What differentiates this book from the morass of dull "Thriller-by-numbers" is not only the plot, but also the creation of a truly lasting central character and the delightful and thorough description of the book's setting.
In Dave Robicheaux, James Lee Burke has created possibly the finest fictional detective of modern times. In my opinion, only Ian Rankin's Inspector Rebus is worthy of comparison to Robicheaux. Both Robicheaux and Rebus are deeply flawed men, deemed under-achievers by their peers, haunted by personal demons, yet great believers in truth and justice, but not necessarily their respective judicial systems. The reader cannot help but be drawn to Robicheaux as Burke cleverly engenders feelings of sympathy and compassion for his character by subjecting him to some quite horrific twists of plot and fate.
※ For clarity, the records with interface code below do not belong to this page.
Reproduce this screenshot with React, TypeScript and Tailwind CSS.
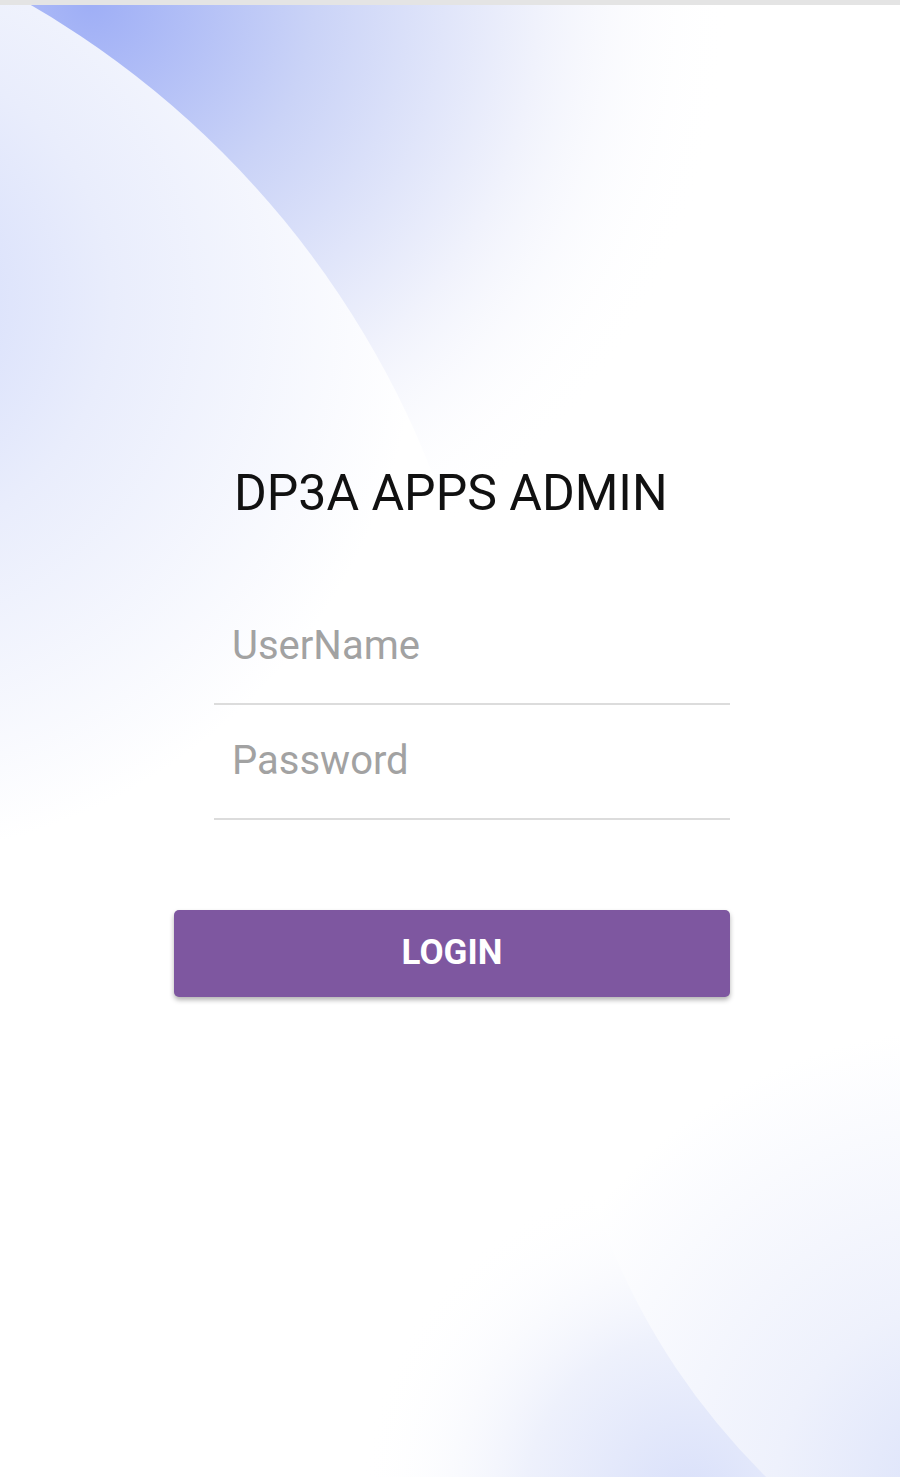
import { useState } from "react";

const Backdrop = () => {
  return (
    <svg
      className="absolute inset-0 h-full w-full"
      viewBox="0 0 900 1477"
      preserveAspectRatio="none"
    >
      <defs>
        <radialGradient id="topBand" gradientUnits="userSpaceOnUse" cx="90" cy="0" r="640">
          <stop offset="0" stopColor="#9eaef6" />
          <stop offset="0.35" stopColor="#cad3f7" />
          <stop offset="0.7" stopColor="#f0f2fc" />
          <stop offset="1" stopColor="#ffffff" stopOpacity="0" />
        </radialGradient>
        <radialGradient id="topInner" gradientUnits="userSpaceOnUse" cx="-140" cy="300" r="560">
          <stop offset="0" stopColor="#d0d9fb" />
          <stop offset="0.45" stopColor="#e9edfc" />
          <stop offset="1" stopColor="#ffffff" />
        </radialGradient>
        <radialGradient id="bottomBand" gradientUnits="userSpaceOnUse" cx="690" cy="1500" r="330">
          <stop offset="0" stopColor="#d9e0fa" />
          <stop offset="0.5" stopColor="#eef1fc" />
          <stop offset="1" stopColor="#ffffff" stopOpacity="0" />
        </radialGradient>
        <radialGradient id="bottomInner" gradientUnits="userSpaceOnUse" cx="960" cy="1490" r="460">
          <stop offset="0" stopColor="#dbe2fa" />
          <stop offset="0.4" stopColor="#eef1fc" />
          <stop offset="1" stopColor="#ffffff" />
        </radialGradient>
      </defs>
      <rect width="900" height="1477" fill="#ffffff" />
      <rect width="900" height="800" fill="url(#topBand)" />
      <circle cx="-440" cy="815" r="937" fill="url(#topInner)" />
      <rect y="1000" width="900" height="477" fill="url(#bottomBand)" />
      <circle cx="1258" cy="979" r="700" fill="url(#bottomInner)" />
    </svg>
  );
};

const Field = ({ placeholder, type }: { placeholder: string; type: string }) => {
  const [value, setValue] = useState("");
  return (
    <div className="border-b-2 border-[#dcdcdc] pt-[37px] pb-[39px]">
      <input
        type={type}
        value={value}
        onChange={(e) => setValue(e.target.value)}
        placeholder={placeholder}
        className="block h-[37px] w-full bg-transparent p-0 pl-[18px] text-[40px] leading-[37px] text-[#222] outline-none placeholder:text-[#a2a2a2]"
      />
    </div>
  );
};

export default function App() {
  return (
    <div className="relative h-[1477px] w-full overflow-hidden bg-white font-['Roboto',sans-serif]">
      <Backdrop />
      <div className="relative">
        <div className="h-[5px] w-full bg-[#e4e4e4]" />
        <form
          className="ml-[174px] w-[556px] pt-[463px]"
          onSubmit={(e) => e.preventDefault()}
        >
          <h1 className="pl-[60px] text-[50px] leading-[50px] font-normal text-[#111]">
            DP3A APPS ADMIN
          </h1>
          <div className="mt-[72px] ml-10">
            <Field placeholder="UserName" type="text" />
            <Field placeholder="Password" type="password" />
          </div>
          <button
            type="submit"
            className="mt-[90px] flex h-[87px] w-full items-center justify-center rounded-[5px] bg-[#7e57a0] text-[35px] font-bold text-white shadow-[0_3px_5px_rgba(0,0,0,0.3)]"
          >
            LOGIN
          </button>
        </form>
      </div>
    </div>
  );
}
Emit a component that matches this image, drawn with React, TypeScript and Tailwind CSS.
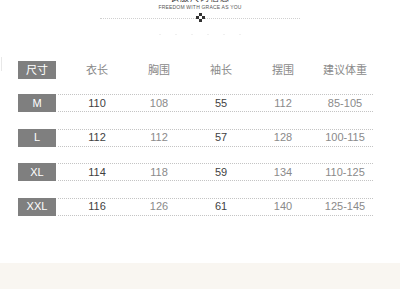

Burke's literary talents are also exhibited by his portrayal of Southern USA and it's inhabitants. His love of this troubled part of the USA is apparent in every word as he transports the reader to the bayous and bars of the South with a detail again reminiscent of Rankin's Edinburgh.
A great novel by any standards, Heaven's Prisoners depicts good and evil, not in black and white, but in myriad shares of grey which is infinitely more satisfying. Devotees of great crime fiction could do no better than to discover James Lee Burke and Dave Robicheaux.